AARP Hearing Center
I was never that interested in history. A child of the ’60s, I always thought of myself as a feminist, but I happily deferred to my husband — a poli-sci major — when it came to guessing Jeopardy! questions or helping our three children with their social studies homework. All those treaties and battle dates just didn’t move me.
So in the spring of 2000, when I drove a couple of hours north of my home to tour the historic Bellamy-Ferriday House & Garden in Bethlehem, Connecticut, it was mainly to see the property’s famous lilac gardens. My mom had recently died, and I had a sense that the estate, once the country home of philanthropist and Broadway actress Caroline Ferriday, would take me out of myself and my sorrow for an afternoon.
I lingered among the sweet-scented lilacs, and then on a whim decided to tour the interior. Walking through the rambling 18th-century house, I came to Ferriday’s study, which remains just as she left it when she died, in 1990. On her desk stood a black-and-white photo of a group of smiling women. “Those are the rabbits,” the guide told me. “Prisoners at Ravensbrück, the largest all-female concentration camp in Hitler’s Third Reich.” These Catholic women had been arrested during World War II for their involvement in the Polish resistance. They were called rabbits because Nazi doctors turned them into laboratory animals, operating on their legs to insert glass, dirt and tetanus bacteria, or to remove bone or muscle tissue. Some of the 74 young Polish women subjected to these experiments died of infection or disease; others were executed when their usefulness ended. But 63 survived the war, and of these, Ferriday brought 35 to the U.S. for rehabilitation.

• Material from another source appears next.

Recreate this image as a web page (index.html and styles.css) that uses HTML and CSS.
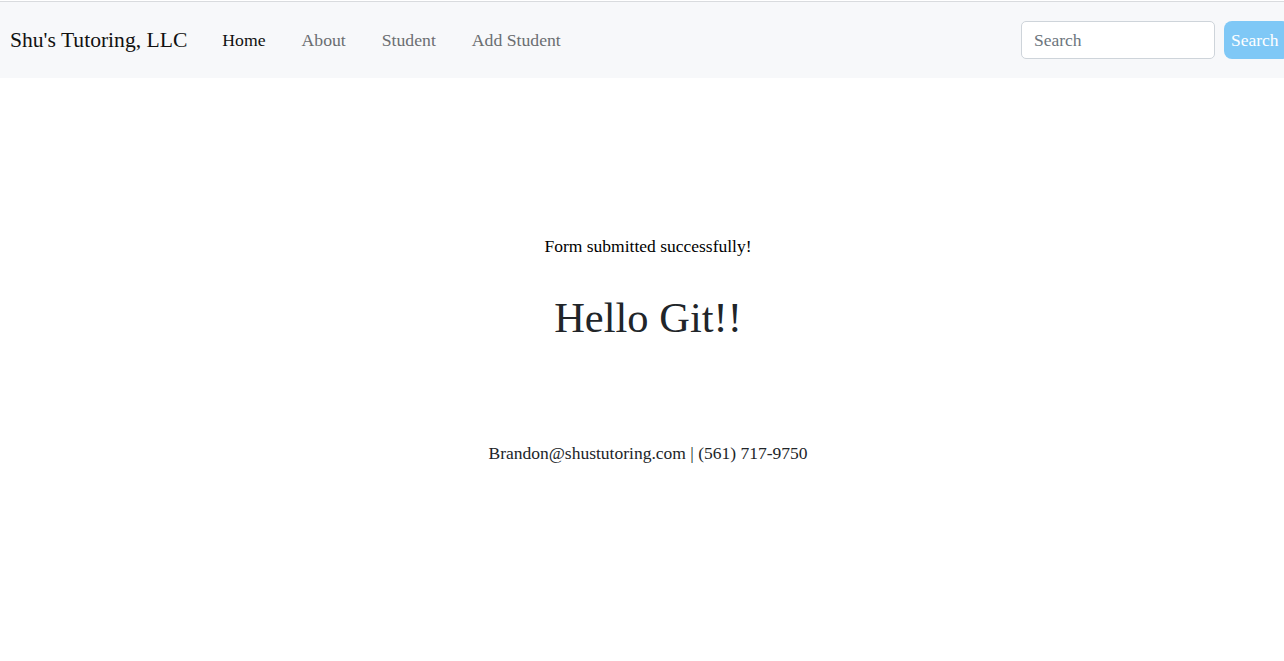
FILE: index.html
```html
<!DOCTYPE html>
<html>
<head>
<meta charset="utf-8">
<link rel="stylesheet" href="styles.css">
</head>
<body>
<nav class="navbar">
  <a class="brand">Shu's Tutoring, LLC</a>
  <ul class="nav-links">
    <li class="active">Home</li>
    <li>About</li>
    <li>Student</li>
    <li>Add Student</li>
  </ul>
  <form class="search">
    <input class="search-input" type="text" placeholder="Search">
    <button class="search-btn" type="button">Search</button>
  </form>
</nav>
<main class="content">
  <p class="flash">Form submitted successfully!</p>
  <h1 class="title">Hello Git!!</h1>
  <p class="contact">Brandon@shustutoring.com | (561) 717-9750</p>
</main>
</body>
</html>
```

FILE: styles.css
```css
* { box-sizing: border-box; }
html, body { margin: 0; padding: 0; }
body {
  font-family: "Liberation Serif", serif;
  font-size: 17.5px;
  color: #212529;
  background: #fff;
  padding-top: 1px;
}
.navbar {
  display: flex;
  align-items: center;
  height: 77px;
  background: #f7f8fa;
  border-top: 1px solid #d9dbde;
  padding-left: 10px;
}
.brand {
  font-size: 21.6px;
  color: #111;
  margin-right: 35px;
}
.nav-links {
  display: flex;
  list-style: none;
  margin: 0;
  padding: 0;
  gap: 36px;
  color: #6b6e71;
  flex: 1;
  font-size: 17.7px;
}
.nav-links li.active { color: #111; }
.search {
  display: flex;
  align-items: center;
  gap: 9px;
}
.search-input {
  width: 194px;
  height: 38px;
  border: 1px solid #ced4da;
  border-radius: 5px;
  padding: 0 12px;
  font-family: inherit;
  font-size: 17.5px;
  color: #212529;
  background: #fff;
}
.search-input::placeholder { color: #6c757d; }
.search-btn {
  height: 38px;
  width: 66px;
  margin-right: -6px;
  border: none;
  border-radius: 8px;
  background: #7fc8f6;
  color: #fff;
  font-family: inherit;
  font-size: 17.5px;
  padding: 0 7px;
  text-align: left;
}
.content {
  text-align: center;
  padding-top: 158px;
  padding-left: 12px;
}
.flash {
  margin: 0;
  color: #000;
  line-height: 20px;
}
.title {
  margin: 37px 0 0;
  font-weight: normal;
  font-size: 42.5px;
  line-height: 50px;
}
.contact {
  margin: 100px 0 0;
  line-height: 20px;
}
```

After hearing their story, I was unable to get these brave women out of my head. Recently retired from my job as an advertising copywriter, I had been planning to relax. Instead, day after day, I immersed myself in World War II history. I stayed up late, listening to books on tape about sea battles and the Luftwaffe as my husband slept beside me. Before long, I — a person who had never written anything much longer than a TV commercial — was traveling to Europe for research and working 12-hour days to outline a novel based on the rabbits’ story. Funny how curiosity can make a person work harder than any 9-to-5 job ever could.
In Poland I walked the cobblestoned streets where the rabbits had acted as couriers for the resistance. And in Germany I took the same train route the arrested rabbits were forced to take up to the little town of Fürstenberg, where Ravensbrück concentration camp still stands as a memorial. The camp’s barracks are gone now, having left the vast gravel parade grounds where inmates once stood for hours-long roll calls. How strange it was to stand on the site of the demolished camp infirmary, the place where the Nazi doctors had performed their experiments.